In a history of agricultural development in Clay county the name of Robert Henry Kingsley should be mentioned, for he was among those who broke the sod and developed fine farms from the raw prairie. He had just attained success in substantial measure when death called him and it was with deep regret that his many friends parted from him.

He was born in Havana, Tompkins county, New York, May 13, 1838. He was left an orphan in boyhood days and at the early age of nine years started out in life empty-handed to make his own way in the world. Leaving the east, he traveled westward to Woodstock, Illinois, where he resided for two years and then removed to Oshkosh, Wisconsin, where he resided for eight years. On the expiration of that period he took up his abode at Capron, Illinois, where he engaged in the lumber business and where he met the lady whom he afterward married. The year 1872 witnessed his arrival in Clay county, Iowa, which was then a frontier district, offering good opportunities to the settler who was not afraid to brave the hardships and privations of pioneer life. Much of the land was still in possession of the government and Mr. Kingsley entered a claim on which his last days were passed. He resolutely set to work to till the fields, having first to perform the arduous task of breaking the sod and preparing it for cultivation. Year after year his work was resolutely carried forward and in due course of time his place returned to him splendid crops. He bought more land from time to time until he had about five hundred acres and he added to his farm all modern improvements, erected substantial buildings for the shelter of grain and stock and built a beautiful residence. Everything was in shape for him to enjoy life with greater leisure than he had before known, but death terminated his plans.
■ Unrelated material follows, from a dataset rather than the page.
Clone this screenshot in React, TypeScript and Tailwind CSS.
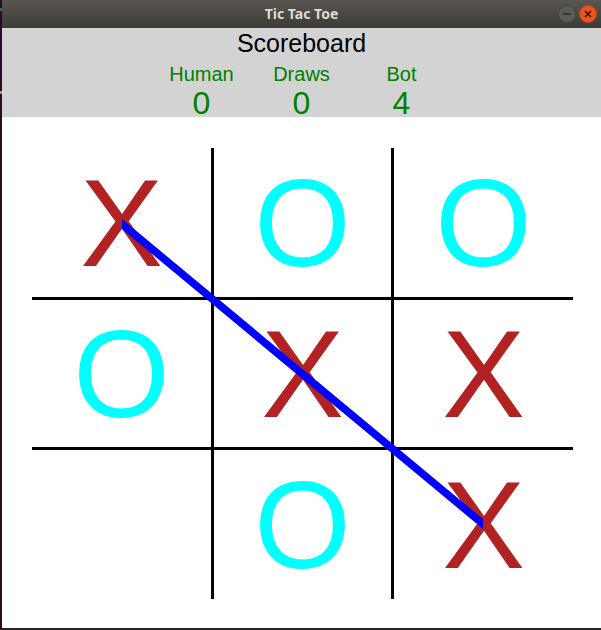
import React from "react";

const board: string[][] = [
  ["X", "O", "O"],
  ["O", "X", "X"],
  ["", "O", "X"],
];

function Cell({ v, r, c }: { v: string; r: number; c: number }) {
  const right = c < 2 ? "border-r-[3px]" : "";
  const bottom = r < 2 ? "border-b-[3px]" : "";
  const color = v === "X" ? "text-[#b22222]" : "text-[#00ffff]";
  return (
    <div className={`flex items-center justify-center border-black ${right} ${bottom}`}>
      <span className={`text-[124px] leading-none ${color}`}>{v}</span>
    </div>
  );
}

export default function App() {
  return (
    <div
      className="w-[601px] h-[630px] flex overflow-hidden bg-[#2c0b22]"
      style={{ fontFamily: '"Liberation Sans", Arial, sans-serif' }}
    >
      <div className="w-[2px] h-full bg-[#2a0a20] flex flex-col">
        <div className="h-[8px] bg-[#2a0a20]" />
        <div className="h-[3px] bg-[#0f7a7a]" />
        <div className="h-[80px]" />
        <div className="h-[3px] bg-[#c98a4a]" />
      </div>
      <div className="flex-1 flex flex-col">
        {/* title bar */}
        <div className="h-[28px] grid grid-cols-[1fr_auto_1fr] items-center bg-linear-to-b from-[#5a5650] to-[#3c3b37]">
          <div />
          <div
            className="text-[14px] font-bold text-[#dfdbd2] leading-none"
            style={{ fontFamily: '"Noto Sans", "DejaVu Sans", sans-serif' }}
          >
            Tic Tac Toe
          </div>
          <div className="flex justify-end items-center gap-[3px] pr-[4px]">
            <div className="w-[18px] h-[18px] rounded-full bg-[#5b5b59] border border-[#444440] flex items-center justify-center">
              <div className="w-[8px] h-[2px] bg-[#333331]" />
            </div>
            <div className="w-[18px] h-[18px] rounded-full bg-[#e9541f] border border-[#c8461a] flex items-center justify-center">
              <svg width="8" height="8" viewBox="0 0 8 8">
                <path d="M1 1 L7 7 M7 1 L1 7" stroke="#3a1506" strokeWidth="1.6" />
              </svg>
            </div>
          </div>
        </div>

        {/* scoreboard */}
        <div className="h-[89px] bg-[#d3d3d3] flex flex-col items-center">
          <div className="text-[25px] leading-[30px] text-black">Scoreboard</div>
          <div className="flex mt-[5px]">
            {[
              ["Human", "0"],
              ["Draws", "0"],
              ["Bot", "4"],
            ].map(([label, n]) => (
              <div key={label} className="w-[100px] flex flex-col items-center text-[#008000]">
                <div className="text-[20px] leading-[22px]">{label}</div>
                <div className="text-[32px] leading-[28px] mt-[4px]">{n}</div>
              </div>
            ))}
          </div>
        </div>

        {/* canvas */}
        <div className="h-[511px] bg-white pl-[30px] pt-[31px]">
          <div className="relative w-[541px] h-[451px] grid grid-cols-[182px_180px_179px] grid-rows-[152px_150px_149px]">
            {board.map((row, r) =>
              row.map((v, c) => <Cell key={`${r}-${c}`} v={v} r={r} c={c} />)
            )}
            <svg
              className="absolute left-0 top-0 pointer-events-none"
              width="541"
              height="451"
              viewBox="0 0 541 451"
            >
              <polygon points="90,71 451,371 451,381 90,81" fill="#0000ff" />
            </svg>
          </div>
        </div>
        <div className="h-[2px] bg-[#262626]" />
      </div>
    </div>
  );
}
It was on the 5th of March, 1879, that Mr. Kingsley was united in marriage to Miss Minnie Smith, a daughter of James Lawrence Smith, of Capron, Illinois. Her father was born in New York and her mother in Pennsylvania, and both died in Illinois. Mr. and Mrs. Kingsley began their domestic life upon the home farm in Clay county but a year later removed to Spirit Lake, where they spent about twelve years. They then returned to the farm and thereon they reared their two children: Pearl M., now at home with her mother; and Mabel E., who is now the wife of D. W. Bettice and has one daughter, Barbara Mabel. The first born, Clyde R., whose birth occurred in August, 1882, passed away on the 4th of September of the same year. The family circle was again broken by the hand of death when on the 19th of January, 1898, Mr. Kingsley passed away.

He was a Mason and an Odd Fellow, true and loyal to the teachings and purposes of those organizations. He was ever ready to help the needy, to encourage the disheartened and speak a kindly word to those in need of sympathy. He voted with the republican party nor did he ever neglect his duties of citizenship. His religious faith was that of the Congregational church, to which he was always loyal, and in every relation of life he proved himself a man.